The Spiral
LibraryLondon
Opening reception: January 26th 2017
Duration of the exhibition: January 27th - March 04th 2017
Pauline BATISTA
Goia MUJALLI
Theresa VOLPP
At regular intervals the calcareous matter I was secreting came out coloured, so a number of lovely stripes were formed running straight through the spirals, and this shell was a thing different from me but also the truest part of me, the explanation of who I was, my portrait translated into a rhythmic system of volumes and stripes and colours and hard matter, [...] when you looked closer you discovered all sorts of little differences that later on might become enormous."
Italo Calvino - Cosmicomics: The Spiral
The Spiral takes its name from an eponymous story by Italo Calvino. Narrated from the perspective of a mollusc, it depicts the animal's peculiar creation. Sensing its making as a form of self-expression, the mollusc becomes mesmerised by its becoming and falls in love with the vicinity. Eventually with eyes, its sight reveals the body as a place that senses both what lies nearby and in the distance.
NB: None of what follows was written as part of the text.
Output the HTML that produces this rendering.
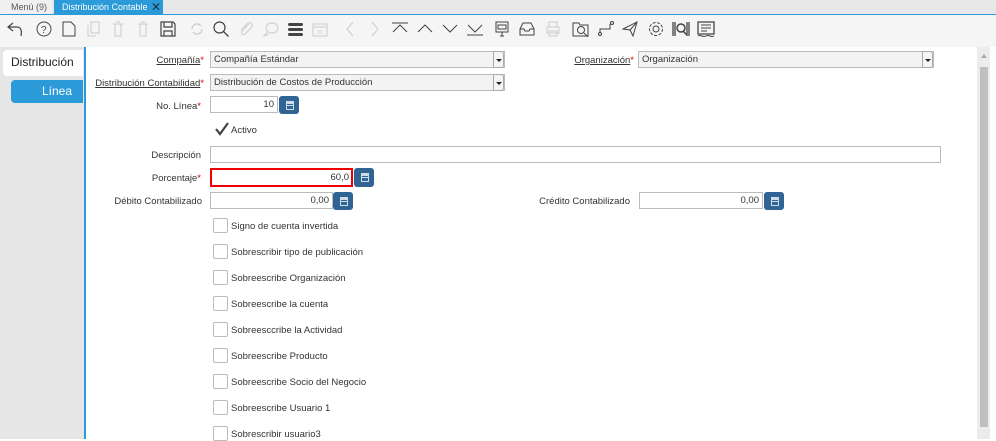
<!DOCTYPE html>
<html><head><meta charset="utf-8"><style>
*{margin:0;padding:0;box-sizing:border-box}
body{width:996px;height:439px;overflow:hidden;background:#fff;font-family:"Liberation Sans",sans-serif;font-size:9.5px;color:#333;position:relative}
.a{position:absolute}
.lbl{position:absolute;text-align:right;font-size:9.5px;color:#333;white-space:nowrap}
.lbl u{text-decoration:underline}
.req{color:#d00}
.inp{position:absolute;border:1px solid #bbb;background:#fff;height:17px;font-size:9.5px;line-height:15px;padding:0 3px}
.ro{background:#f3f3f3}
.dd{position:absolute;right:0;top:-1px;width:11px;height:17px;border:1px solid #aaa;border-radius:0 3px 3px 0;background:#f5f5f5}
.dd:after{content:"";position:absolute;left:2px;top:7px;border-left:3px solid transparent;border-right:3px solid transparent;border-top:3px solid #222}
.btn{position:absolute;background:#2f6494;border-radius:3px;height:18px;width:20px}
.btn:after{content:"";position:absolute;left:7px;top:5px;width:6px;height:7px;border:1px solid #cfdbe7;background:linear-gradient(#cfdbe7 0 2px,transparent 2px 3px,#cfdbe7 3px 4px,transparent 4px)}
.cb{position:absolute;left:213px;width:15px;height:15px;border:1px solid #bbb;border-radius:2px;background:#fff}
.cbl{position:absolute;left:231px;font-size:9.5px;color:#333}
svg{position:absolute;top:21px}
</style></head><body>
<div class="a" style="left:0;top:0;width:996px;height:15px;background:#e8e8e8"></div>
<div class="a" style="left:0;top:0;width:52px;height:15px;background:#f0f0f0;font-size:9px;line-height:14px;padding-left:11px;color:#555">Menú (9)</div>
<div class="a" style="left:54px;top:0;width:109px;height:15px;background:#2a9ad8;color:#fff;font-size:9px;line-height:14px;padding-left:8px">Distribución Contable</div>
<div class="a" style="left:151px;top:1px;color:#234;font-size:12px;line-height:12px">✕</div>
<div class="a" style="left:0;top:14px;width:996px;height:1px;background:#2a9ad8"></div>
<div class="a" style="left:0;top:15px;width:996px;height:32px;background:#f5f5f5"></div>
<svg style="left:6px" width="18" height="16" viewBox="0 0 18 16"><path d="M7 2L2 6l5 4M2 6h9c4 0 5 4 4 9" fill="none" stroke="#444" stroke-width="1.2"/></svg>
<svg style="left:36px" width="16" height="16"><circle cx="8" cy="8" r="7" fill="none" stroke="#444"/><text x="5" y="12" font-size="10" fill="#444">?</text></svg>
<svg style="left:62px" width="14" height="16"><path d="M1 1h8l4 4v10H1z" fill="none" stroke="#444"/></svg>
<svg style="left:87px" width="14" height="16"><path d="M4 1h8v11H4zM1 4v11h8" fill="none" stroke="#ccc"/></svg>
<svg style="left:112px" width="12" height="16"><path d="M1 3h10M3 3v12h6V3M4 1h4" fill="none" stroke="#ccc"/></svg>
<svg style="left:137px" width="12" height="16"><path d="M1 3h10M3 3v12h6V3M4 1h4" fill="none" stroke="#ccc"/></svg>
<svg style="left:160px" width="16" height="16"><path d="M1 1h12l2 2v12H1zM4 1v5h8V1M4 15v-5h8v5" fill="none" stroke="#444" stroke-width="1.2"/></svg>
<svg style="left:189px" width="16" height="16"><path d="M3 8a5 5 0 0 1 9-3M13 8a5 5 0 0 1-9 3" fill="none" stroke="#ccc" stroke-width="1.3"/></svg>
<svg style="left:213px" width="16" height="16"><circle cx="6.5" cy="6.5" r="5.5" fill="none" stroke="#444" stroke-width="1.2"/><path d="M10.5 10.5l5 5" stroke="#444" stroke-width="1.3"/></svg>
<svg style="left:238px" width="16" height="16"><path d="M11 3L4 10a2 2 0 0 0 3 3l7-7a3 3 0 0 0-4-4L3 9" fill="none" stroke="#ccc"/></svg>
<svg style="left:263px" width="16" height="16"><ellipse cx="9" cy="7" rx="6" ry="5" fill="none" stroke="#ccc"/><path d="M4 11l-3 4 5-2" fill="none" stroke="#ccc"/></svg>
<svg style="left:287px" width="17" height="16"><rect x="1" y="2" width="15" height="3" rx="1.5" fill="#444"/><rect x="1" y="7" width="15" height="3" rx="1.5" fill="#444"/><rect x="1" y="12" width="15" height="3" rx="1.5" fill="#444"/></svg>
<svg style="left:312px" width="16" height="16"><path d="M1 3h14v12H1zM1 6h14" fill="none" stroke="#ccc"/><text x="5" y="13" font-size="5" fill="#ccc">31</text></svg>
<svg style="left:345px" width="10" height="16"><path d="M8 1L2 8l6 7" fill="none" stroke="#ccc"/></svg>
<svg style="left:370px" width="10" height="16"><path d="M2 1l6 7-6 7" fill="none" stroke="#ccc"/></svg>
<svg style="left:391px" width="18" height="16"><path d="M1 2h16M2 11l7-7 7 7" fill="none" stroke="#444"/></svg>
<svg style="left:416px" width="18" height="16"><path d="M2 11l7-7 7 7" fill="none" stroke="#444"/></svg>
<svg style="left:441px" width="18" height="16"><path d="M2 4l7 7 7-7" fill="none" stroke="#444"/></svg>
<svg style="left:466px" width="18" height="16"><path d="M2 4l7 7 7-7M1 14h16" fill="none" stroke="#444"/></svg>
<svg style="left:495px" width="14" height="16"><path d="M1 1h12v10H1zM3 4h8v4H3zM7 11v4M5 15h4" fill="none" stroke="#444"/></svg>
<svg style="left:519px" width="16" height="16"><path d="M1 8l3-6h8l3 6v6H1zM1 8h4l1 2h4l1-2h4" fill="none" stroke="#444"/></svg>
<svg style="left:545px" width="16" height="16"><path d="M4 6V1h8v5M2 6h12v6H2zM4 10h8v5H4z" fill="none" stroke="#ccc"/></svg>
<svg style="left:572px" width="18" height="16"><path d="M1 2h6l1 2h8v11H1z" fill="none" stroke="#444"/><circle cx="9" cy="9" r="3.5" fill="none" stroke="#444"/><path d="M12 12l4 4" stroke="#444"/></svg>
<svg style="left:598px" width="16" height="16"><circle cx="2" cy="13" r="1.5" fill="none" stroke="#444"/><circle cx="14" cy="2" r="1.5" fill="none" stroke="#444"/><path d="M2 11V8h10V3" fill="none" stroke="#444"/></svg>
<svg style="left:622px" width="16" height="16"><path d="M1 8L15 1l-4 14-3-6zM8 9l7-8" fill="none" stroke="#444"/></svg>
<svg style="left:648px" width="16" height="16"><circle cx="8" cy="8" r="3" fill="none" stroke="#444"/><circle cx="8" cy="8" r="6.5" fill="none" stroke="#444" stroke-dasharray="3 1.5"/></svg>
<svg style="left:672px" width="18" height="16"><path d="M1 1v14M3 1v14M15 1v14M17 1v14" stroke="#444" stroke-width="1.3"/><circle cx="9" cy="7" r="4" fill="none" stroke="#444" stroke-width="1.5"/><path d="M11 10l4 4" stroke="#444" stroke-width="1.5"/></svg>
<svg style="left:697px" width="18" height="16"><path d="M1 1h16v12H1z" fill="none" stroke="#444" stroke-width="1.3"/><path d="M4 4h10M4 7h10M4 10h6M1 15c3-2 5 2 8 0s5 2 8 0" fill="none" stroke="#444"/></svg>
<div class="a" style="left:0;top:47px;width:84px;height:392px;background:#e6e6e6"></div>
<div class="a" style="left:3px;top:50px;width:80px;height:26px;background:#fff;border-radius:4px 0 0 4px;font-size:12px;line-height:25px;padding-left:8px;color:#222">Distribución</div>
<div class="a" style="left:11px;top:80px;width:72px;height:23px;background:#2a9ad8;border-radius:4px 0 0 4px;font-size:12px;line-height:22px;color:#fff;padding-left:31px">Línea</div>
<div class="a" style="left:84px;top:47px;width:2px;height:392px;background:#2a9ad8"></div>
<div class="a" style="left:977px;top:47px;width:13px;height:392px;background:#ececec"></div>
<div class="a" style="left:980px;top:67px;width:8px;height:360px;background:#c0c0c0"></div>
<div class="a" style="left:981px;top:54px;border-left:3px solid transparent;border-right:3px solid transparent;border-bottom:4px solid #aaa"></div>
<div class="lbl" style="right:792px;top:55px"><u>Compañía</u><span class="req">*</span></div>
<div class="inp ro" style="left:210px;top:51px;width:295px">Compañía Estándar<div class="dd"></div></div>
<div class="lbl" style="right:362px;top:55px"><u>Organización</u><span class="req">*</span></div>
<div class="inp ro" style="left:638px;top:51px;width:296px">Organización<div class="dd"></div></div>
<div class="lbl" style="right:792px;top:78px"><u>Distribución Contabilidad</u><span class="req">*</span></div>
<div class="inp ro" style="left:210px;top:74px;width:295px">Distribución de Costos de Producción<div class="dd"></div></div>
<div class="lbl" style="right:795px;top:101px">No. Línea<span class="req">*</span></div>
<div class="inp" style="left:210px;top:96px;width:68px;text-align:right">10</div>
<div class="btn" style="left:279px;top:96px"></div>
<svg style="left:214px;top:121px" width="16" height="16"><path d="M2 8l4 5 8-11" fill="none" stroke="#444" stroke-width="2.2"/></svg>
<div class="cbl" style="top:125px">Activo</div>
<div class="lbl" style="right:795px;top:150px">Descripción</div>
<div class="inp" style="left:210px;top:146px;width:731px"></div>
<div class="lbl" style="right:795px;top:173px">Porcentaje<span class="req">*</span></div>
<div class="inp" style="left:210px;top:168px;width:143px;height:19px;border:2px solid #e00;text-align:right;line-height:15px;padding-right:2px">60,0</div>
<div class="btn" style="left:354px;top:168px;height:19px"></div>
<div class="lbl" style="right:794px;top:196px">Débito Contabilizado</div>
<div class="inp" style="left:210px;top:192px;width:123px;text-align:right">0,00</div>
<div class="btn" style="left:333px;top:192px"></div>
<div class="lbl" style="right:366px;top:196px">Crédito Contabilizado</div>
<div class="inp" style="left:639px;top:192px;width:124px;text-align:right">0,00</div>
<div class="btn" style="left:764px;top:192px"></div>
<div class="cb" style="top:218px"></div><div class="cbl" style="top:221px">Signo de cuenta invertida</div>
<div class="cb" style="top:244px"></div><div class="cbl" style="top:247px">Sobrescribir tipo de publicación</div>
<div class="cb" style="top:270px"></div><div class="cbl" style="top:273px">Sobreescribe Organización</div>
<div class="cb" style="top:296px"></div><div class="cbl" style="top:299px">Sobreescribe la cuenta</div>
<div class="cb" style="top:322px"></div><div class="cbl" style="top:325px">Sobreesccribe la Actividad</div>
<div class="cb" style="top:348px"></div><div class="cbl" style="top:351px">Sobreescribe Producto</div>
<div class="cb" style="top:374px"></div><div class="cbl" style="top:377px">Sobreescribe Socio del Negocio</div>
<div class="cb" style="top:400px"></div><div class="cbl" style="top:403px">Sobreescribe Usuario 1</div>
<div class="cb" style="top:426px"></div><div class="cbl" style="top:429px">Sobrescribir usuario3</div>
</body></html>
Like in Calvino's story, the exhibition conflates fascination with repulse, the familiar with the unexpected and a compact world with the delicacy of magnitude. Merging what is supposedly opposed into a single subject of contemplation, the artworks unravel their significance while we are moving through the show. A distant angle evokes the urge for closer examination, whereas proximity demands more space. Micro- and macrocosm are in a constant spiel of give and take, and question the very nature of what we might call a detail or an overview. Within this fusion of conflicting matter lies the odd but captivating of this exhibition's story. Appearing to us like an entangled spiral of sensation, near and far sight unite through one aesthetic journey.